*Data supplied*
***

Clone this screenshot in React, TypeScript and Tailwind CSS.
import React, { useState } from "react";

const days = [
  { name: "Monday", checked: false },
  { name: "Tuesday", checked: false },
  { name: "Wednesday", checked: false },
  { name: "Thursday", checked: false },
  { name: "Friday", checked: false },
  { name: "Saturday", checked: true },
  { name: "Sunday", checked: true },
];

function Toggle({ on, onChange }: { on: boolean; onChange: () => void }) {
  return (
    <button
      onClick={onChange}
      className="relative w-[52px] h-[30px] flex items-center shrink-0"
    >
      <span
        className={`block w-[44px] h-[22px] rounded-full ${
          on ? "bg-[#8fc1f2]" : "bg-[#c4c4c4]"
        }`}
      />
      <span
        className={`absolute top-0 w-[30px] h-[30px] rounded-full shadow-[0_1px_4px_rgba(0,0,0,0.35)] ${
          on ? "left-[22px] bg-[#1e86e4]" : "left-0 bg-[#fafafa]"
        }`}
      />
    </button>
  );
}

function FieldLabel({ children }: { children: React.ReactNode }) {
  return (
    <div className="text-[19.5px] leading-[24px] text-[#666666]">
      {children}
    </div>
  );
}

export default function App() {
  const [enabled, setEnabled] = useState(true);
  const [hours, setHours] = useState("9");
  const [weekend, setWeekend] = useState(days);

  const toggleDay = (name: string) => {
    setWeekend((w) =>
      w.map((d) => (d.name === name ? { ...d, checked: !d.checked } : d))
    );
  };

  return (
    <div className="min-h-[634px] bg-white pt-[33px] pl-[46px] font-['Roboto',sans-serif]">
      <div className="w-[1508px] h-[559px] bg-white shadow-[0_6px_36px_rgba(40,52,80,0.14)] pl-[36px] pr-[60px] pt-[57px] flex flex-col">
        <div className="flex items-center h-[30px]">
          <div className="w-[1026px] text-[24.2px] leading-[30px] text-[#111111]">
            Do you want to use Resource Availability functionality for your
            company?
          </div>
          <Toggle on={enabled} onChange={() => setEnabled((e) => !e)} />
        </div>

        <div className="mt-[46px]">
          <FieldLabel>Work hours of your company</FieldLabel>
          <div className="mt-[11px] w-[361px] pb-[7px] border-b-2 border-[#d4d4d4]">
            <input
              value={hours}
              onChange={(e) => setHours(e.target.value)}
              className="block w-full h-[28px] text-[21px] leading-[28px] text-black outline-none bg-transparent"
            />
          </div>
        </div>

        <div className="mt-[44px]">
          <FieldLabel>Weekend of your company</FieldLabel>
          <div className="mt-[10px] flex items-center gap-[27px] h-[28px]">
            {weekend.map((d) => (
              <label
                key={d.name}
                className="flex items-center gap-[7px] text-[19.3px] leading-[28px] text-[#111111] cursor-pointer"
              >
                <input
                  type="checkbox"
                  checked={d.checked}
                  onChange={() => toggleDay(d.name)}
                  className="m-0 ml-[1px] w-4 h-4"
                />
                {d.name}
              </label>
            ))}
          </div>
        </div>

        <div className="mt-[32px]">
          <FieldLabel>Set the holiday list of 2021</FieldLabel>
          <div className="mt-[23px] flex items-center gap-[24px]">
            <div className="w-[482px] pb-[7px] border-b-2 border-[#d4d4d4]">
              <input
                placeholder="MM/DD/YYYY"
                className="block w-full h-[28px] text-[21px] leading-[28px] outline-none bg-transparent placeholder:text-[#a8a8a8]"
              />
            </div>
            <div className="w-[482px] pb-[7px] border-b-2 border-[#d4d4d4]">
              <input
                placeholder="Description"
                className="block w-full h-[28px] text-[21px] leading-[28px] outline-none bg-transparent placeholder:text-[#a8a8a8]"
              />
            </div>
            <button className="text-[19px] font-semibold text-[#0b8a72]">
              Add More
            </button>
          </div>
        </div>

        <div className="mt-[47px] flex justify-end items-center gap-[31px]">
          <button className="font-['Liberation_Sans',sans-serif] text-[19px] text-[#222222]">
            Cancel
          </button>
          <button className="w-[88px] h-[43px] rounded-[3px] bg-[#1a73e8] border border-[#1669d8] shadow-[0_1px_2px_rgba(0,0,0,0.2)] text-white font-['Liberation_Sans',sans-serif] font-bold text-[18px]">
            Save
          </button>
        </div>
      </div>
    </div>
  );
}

***

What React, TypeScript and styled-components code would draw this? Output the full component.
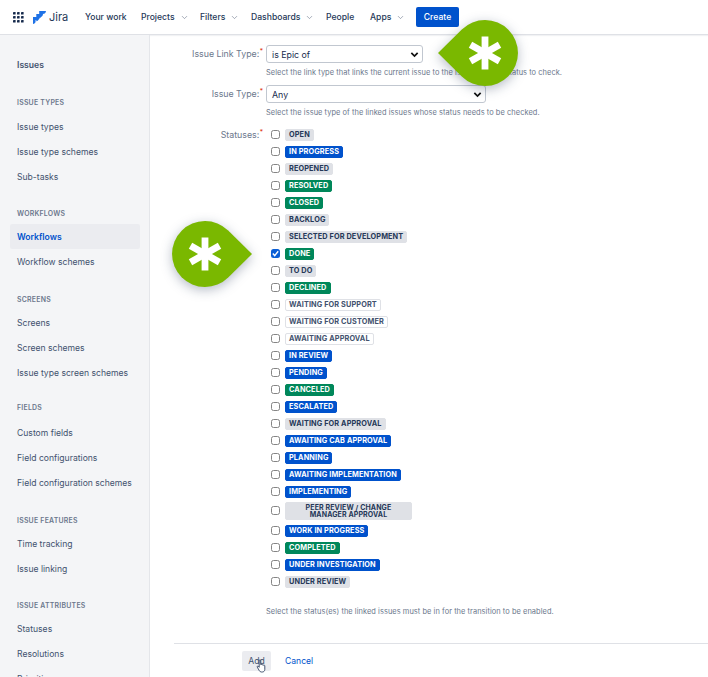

***

*Exercise*
Of the lines in the entries above, how many include "this"? Only the number should be given.

*Reply*
2